- Developers: Kuuluu Interactive Entertainment Machine Shop co. (distributors)
- Composer: Linkin Park
- Engine: Unity
- Platforms: Internet, Android, Apple Store
- Release: Facebook September 12, 2013
- Genres: free-to-play, action-puzzle
- Mode: Single-player with multiplayer interaction

= LP Recharge =

2013 video game

LP Recharge, also known as Linkin Park Recharge, is a 2013 free-to-play action-puzzle game, developed by Swiss studio Kuuluu Interactive Entertainment, which is composed by American rock band Linkin Park. The game was released on September 12, 2013, as it is a current playable game on Facebook. The game is focused on solving puzzles and also attempting to raise awareness about parts of the world that do not have reliable power.

==History==
The game was announced on June 20, 2012; almost a year before the release of the game. A trailer was launched for the game in late August 2013. The game had 30,000 gamers in its first day. An official single by the band and electro house musician Steve Aoki, entitled "A Light That Never Comes", was unlocked by collecting 10 million MWh total in the game by the gamers on September 16, 2013. The single is also the opening track, along with a Rick Rubin reboot as the closing track, for the band's second remix album Recharged.

==Game story==

Screenshot from LP Recharge

The game allows player to become a hero to save the world from the hybrids. LP Recharge takes place in a not-too-distant future where humans have depleted all natural resources on the planet. Society and what little energy stores remain have been seized control of by machines and an elite minority. Players join cooperatively to battle their captors and recharge the world with clean, sustainable energy. LP Recharge will be made available to play through Facebook (as long as the user has the Unity Web Player plugin installed).

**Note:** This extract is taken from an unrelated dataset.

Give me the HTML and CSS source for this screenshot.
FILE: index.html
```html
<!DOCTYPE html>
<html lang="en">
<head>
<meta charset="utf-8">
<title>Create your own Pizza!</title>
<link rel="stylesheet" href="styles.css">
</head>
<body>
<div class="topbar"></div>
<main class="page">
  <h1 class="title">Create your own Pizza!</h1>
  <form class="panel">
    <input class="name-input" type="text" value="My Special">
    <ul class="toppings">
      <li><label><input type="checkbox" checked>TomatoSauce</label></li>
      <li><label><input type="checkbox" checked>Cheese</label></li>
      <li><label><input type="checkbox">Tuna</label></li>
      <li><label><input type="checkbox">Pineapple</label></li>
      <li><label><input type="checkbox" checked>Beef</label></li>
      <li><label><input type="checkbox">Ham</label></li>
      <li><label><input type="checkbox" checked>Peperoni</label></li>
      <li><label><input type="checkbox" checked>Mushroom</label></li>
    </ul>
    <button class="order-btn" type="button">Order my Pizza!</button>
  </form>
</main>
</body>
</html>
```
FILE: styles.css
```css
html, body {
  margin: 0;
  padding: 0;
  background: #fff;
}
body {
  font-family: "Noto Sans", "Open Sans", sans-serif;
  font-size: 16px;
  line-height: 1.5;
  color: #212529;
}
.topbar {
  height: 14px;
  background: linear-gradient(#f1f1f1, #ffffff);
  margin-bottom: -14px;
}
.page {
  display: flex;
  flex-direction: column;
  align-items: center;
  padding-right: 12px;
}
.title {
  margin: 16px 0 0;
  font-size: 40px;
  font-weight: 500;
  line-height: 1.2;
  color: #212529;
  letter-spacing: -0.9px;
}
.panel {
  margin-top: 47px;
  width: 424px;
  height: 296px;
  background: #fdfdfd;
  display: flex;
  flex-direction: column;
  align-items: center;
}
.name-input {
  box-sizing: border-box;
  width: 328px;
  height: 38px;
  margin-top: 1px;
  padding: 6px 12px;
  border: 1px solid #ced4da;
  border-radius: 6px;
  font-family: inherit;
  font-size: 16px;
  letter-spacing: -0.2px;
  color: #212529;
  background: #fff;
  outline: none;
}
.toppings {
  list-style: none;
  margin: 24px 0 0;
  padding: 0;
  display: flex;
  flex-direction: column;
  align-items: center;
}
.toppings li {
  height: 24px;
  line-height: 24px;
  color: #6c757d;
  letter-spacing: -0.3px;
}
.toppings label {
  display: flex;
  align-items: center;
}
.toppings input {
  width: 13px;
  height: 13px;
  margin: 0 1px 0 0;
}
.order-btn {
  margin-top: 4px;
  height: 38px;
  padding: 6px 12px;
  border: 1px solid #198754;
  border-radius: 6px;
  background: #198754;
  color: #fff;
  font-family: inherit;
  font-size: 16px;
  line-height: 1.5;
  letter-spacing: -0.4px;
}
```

Energy poverty and sustainable energy are critically important to co-developer Linkin Park. Launched in 2005, their non-profit charity organization Music for Relief provides aid to people affected by natural disasters and supports environmental and clean energy projects. Music for Relief's current environmental program, Power the World, was created to bring attention to the 1.3 billion people worldwide whose lack of electricity compromises their health, safety, education, and livelihoods. The social game LP Recharge brings attention to energy poverty and clean energy solutions.

== Music ==
The game featured music given by the band, although no official soundtrack was released in promotion of the game (just like what happened with the 8-Bit Rebellion! soundtrack). The music featured in the game was based on the themes of various songs by the band, and some from Recharged.

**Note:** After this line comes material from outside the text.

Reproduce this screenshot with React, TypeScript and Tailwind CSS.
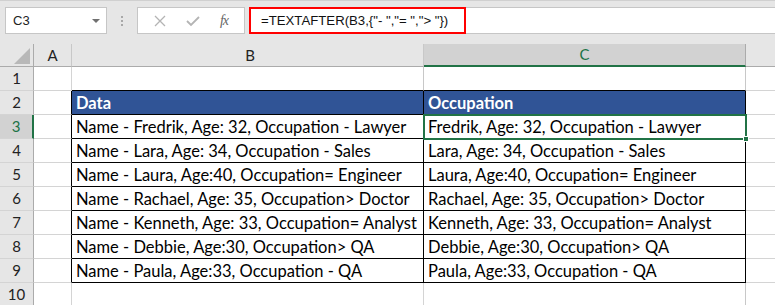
import React from 'react';

// Spreadsheet data for B2:C9
const rows: [string, string][] = [
  ['Name - Fredrik, Age: 32, Occupation - Lawyer', 'Fredrik, Age: 32, Occupation - Lawyer'],
  ['Name - Lara, Age: 34, Occupation - Sales', 'Lara, Age: 34, Occupation - Sales'],
  ['Name - Laura, Age:40, Occupation= Engineer', 'Laura, Age:40, Occupation= Engineer'],
  ['Name - Rachael, Age: 35, Occupation> Doctor', 'Rachael, Age: 35, Occupation> Doctor'],
  ['Name - Kenneth, Age: 33, Occupation= Analyst', 'Kenneth, Age: 33, Occupation= Analyst'],
  ['Name - Debbie, Age:30, Occupation> QA', 'Debbie, Age:30, Occupation> QA'],
  ['Name - Paula, Age:33, Occupation - QA', 'Paula, Age:33, Occupation - QA'],
];

const cellFont = "font-['Lato','Liberation_Sans',sans-serif] text-[16.5px] leading-[20px] text-black";
const headFont = "font-['Lato','Liberation_Sans',sans-serif] text-[15px]";

const FormulaBar = () => (
  <div className="h-[44px] bg-[#e6e6e6] border-t border-[#d0d0d0] flex items-start pt-[6px] pl-[5px]">
    {/* name box */}
    <div className="w-[102px] h-[27px] bg-white border border-[#c6c6c6] flex items-center justify-between pl-[7px] pr-[6px]">
      <span className="font-['Liberation_Sans',sans-serif] text-[13px] text-[#222]">C3</span>
      <span className="w-0 h-0 border-l-[4px] border-r-[4px] border-t-[4px] border-l-transparent border-r-transparent border-t-[#707070]" />
    </div>
    {/* splitter dots */}
    <div className="w-[30px] h-[27px] flex flex-col items-center justify-center gap-[2px]">
      <span className="w-[2px] h-[2px] bg-[#a8a8a8]" />
      <span className="w-[2px] h-[2px] bg-[#a8a8a8]" />
      <span className="w-[2px] h-[2px] bg-[#a8a8a8]" />
    </div>
    {/* cancel / enter / fx */}
    <div className="w-[108px] h-[27px] bg-white border border-[#c6c6c6] flex items-center justify-around px-[6px]">
      <svg width="12" height="12" viewBox="0 0 12 12">
        <path d="M1 1 L11 11 M11 1 L1 11" stroke="#b4b4b4" strokeWidth="1.3" fill="none" />
      </svg>
      <svg width="14" height="12" viewBox="0 0 14 12">
        <path d="M1 6 L5 10 L13 2" stroke="#b4b4b4" strokeWidth="1.8" fill="none" />
      </svg>
      <span className="font-['Liberation_Serif',serif] italic text-[14px] text-[#666] tracking-[-1px]">fx</span>
    </div>
    {/* formula input */}
    <div className="flex-1 ml-[5px] h-[27px] bg-white border-y border-[#c6c6c6] flex items-center">
      <div className="h-[27px] w-[217px] border-2 border-[#ff0000] flex items-center pl-[10px] -ml-px">
        <span className="font-['Liberation_Sans',sans-serif] text-[13.2px] text-[#111] whitespace-pre">{'=TEXTAFTER(B3,{"- ","= ","> "})'}</span>
      </div>
    </div>
  </div>
);

export default function App() {
  const grid = 'border-[#d4d4d4]';
  return (
    <div className="w-[775px] h-[305px] overflow-hidden bg-white">
      <FormulaBar />
      <div className="grid grid-cols-[34px_38px_352px_322px_1fr] grid-rows-[23px_repeat(10,24px)]">
        {/* column headers */}
        <div className="relative bg-[#e6e6e6] border-r border-b border-[#ababab]">
          <svg className="absolute right-[3px] bottom-[2px]" width="16" height="16" viewBox="0 0 16 16">
            <path d="M16 0 L16 16 L0 16 Z" fill="#b8b8b8" />
          </svg>
        </div>
        <div className={`bg-[#e6e6e6] border-r border-b border-r-[#c8c8c8] border-b-[#ababab] flex items-center justify-center text-[#222] ${headFont}`}>A</div>
        <div className={`bg-[#e6e6e6] border-r border-b border-r-[#c8c8c8] border-b-[#ababab] flex items-center justify-end pr-[168px] text-[#222] ${headFont}`}>B</div>
        <div className={`bg-[#d2d2d2] border-r border-[#ababab] border-b-2 border-b-[#217346] flex items-center justify-center text-[#217346] ${headFont}`}>C</div>
        <div className="bg-[#e6e6e6] border-b border-[#ababab]" />

        {Array.from({ length: 10 }).map((_, i) => {
          const r = i + 1;
          const sel = r === 3;
          const inTable = r >= 2 && r <= 9;
          const isHead = r === 2;
          const data = r >= 3 && r <= 9 ? rows[r - 3] : null;
          return (
            <React.Fragment key={r}>
              <div
                className={`border-b border-[#d4d4d4] flex items-center justify-center ${headFont} ${
                  sel
                    ? 'bg-[#d2d2d2] text-[#217346] border-r-2 border-r-[#217346]'
                    : 'bg-[#e6e6e6] text-[#222] border-r border-r-[#ababab]'
                }`}
              >
                {r}
              </div>
              <div className={`border-b ${grid} border-r ${inTable ? 'border-r-black' : ''}`} />
              <div
                className={`border-r border-b flex items-end pb-[1px] pl-[4px] whitespace-nowrap overflow-hidden ${
                  inTable ? 'border-black' : r === 1 ? 'border-r-[#c8c8c8] border-b-black' : grid
                } ${isHead ? 'bg-[#305496]' : ''} ${cellFont}`}
              >
                {isHead ? <span className="text-white font-bold">Data</span> : data ? data[0] : null}
              </div>
              <div
                className={`relative border-r border-b flex items-end pb-[1px] pl-[4px] whitespace-nowrap overflow-hidden ${
                  inTable ? 'border-black' : r === 1 ? 'border-r-[#c8c8c8] border-b-black' : 'border-[#c8c8c8] border-b-[#d4d4d4]'
                } ${isHead ? 'bg-[#305496]' : ''} ${cellFont}`}
              >
                {isHead ? <span className="text-white font-bold">Occupation</span> : data ? data[1] : null}
              </div>
              <div className={`border-b ${grid}`} />
            </React.Fragment>
          );
        })}
      </div>
      {/* active cell outline on C3 */}
      <div className="pointer-events-none absolute left-[423px] top-[114px] w-[324px] h-[26px] border-2 border-[#217346]">
        <span className="absolute -right-[4px] -bottom-[4px] w-[6px] h-[6px] bg-[#217346] border border-white" />
      </div>
    </div>
  );
}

==LP Recharge event at Microsoft Loft==
An event for the game was held at Microsoft Loft for the promotion of the game. Mike Shinoda, Joe Hahn and Dave Farrell were present at the event, playing the game and talking about how good the game is. The band members also had a talk on their new single, which was released after the success in the game.

== LP Recharge - Wastelands ==
The game was released in another name and enhanced features on the date of release of the band's new promotional single "Wastelands", which appeared on their sixth studio album The Hunting Party.